一つは、情報を知ってから公官庁等の専用の窓口に、自社が該当しているのかを相談してみることです。
このことは、当たり前のように思えますが、意外と諦めてしまって相談していないというケースが多いのです。
実際に手続きするかどうかは、その後で決めて構いません。
まずは、該当しているのかを確認すること。
基本ですが、これに尽きるでしょう。
もう一つは、自社で契約している税理士等がいる場合は、専門家に相談することです。
これは、先程紹介した調査にも出ていましたよね。
税理士の他にも、社会保険労務士がいる場合は、その人に確認してもらっても大丈夫です。
特に社会保険労務士は、助成金の受給手続きも業務の範囲内になりますから、手続き面を全てお任せしても問題ありません。
むしろ、プロに手続き等を任せられることで、経営者は通常の業務に集中できますから、一石二鳥なのです!
いくら経営者であっても、全ての知識に精通している訳ではありませんから、プロに任せられる部分は任せてしまいましょう。
②社会情勢から考える助成金事情
最後に、助成金の活用が消極的な理由として、社会情勢、特に政治に関する影響をお話ししたいと思います。
突然ですが、みなさんは現在ある助成金が、数十年前からずっと存在している内容だと思っていますか?
確かに、内容によっては昔から設けられているものもありますが、最近新設された内容もありますよね。
この流れから分かる通り、助成金が設けられるのはその時々の政治や社会情勢によって、できたりなくなることもあるのです。
その代表例は、自民党から民主党に政権が変わった時です。
この時に政治の変化があっただけでなく、自民党時代には利用できていた助成金がなくなってしまったことを、覚えている人もいるでしょう。
現状では、様々な事例に対応できるような助成金がありますが、それが何かしらのきっかけでなくなることは容易に想像できるのです。
そうなると、情報を集めたとしても、すでに利用できなくなっていたということもあり得るでしょう。

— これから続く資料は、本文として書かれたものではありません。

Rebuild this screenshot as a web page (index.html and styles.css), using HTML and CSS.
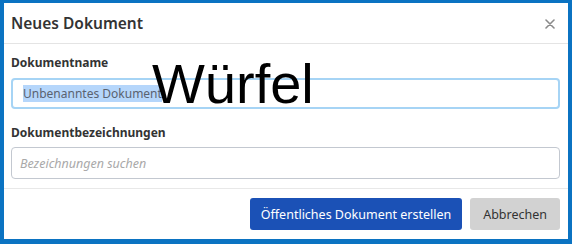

従って、助成金は経営者にとって便利でお得な要素がある一方で、不確定要素も含んでいることになりますよね。
活用時には注意しなければならない部分になりますから、このような事情があることも覚えておいて下さい。
まとめ
中小企業経営者にとって、助成金の活用は経営に大きく関わります。
例えば、新しい設備を購入するにしても、助成金があるのとないのでは出費面等が変わりますよね。
自社が対象になるかどうかは、経営者自身で判断できないことが多いですから、専門の窓口や専門家の力を借りるべきです。
どうしても堅苦しいイメージが先行してしまいますが、中小企業の味方であることは忘れないで下さいね。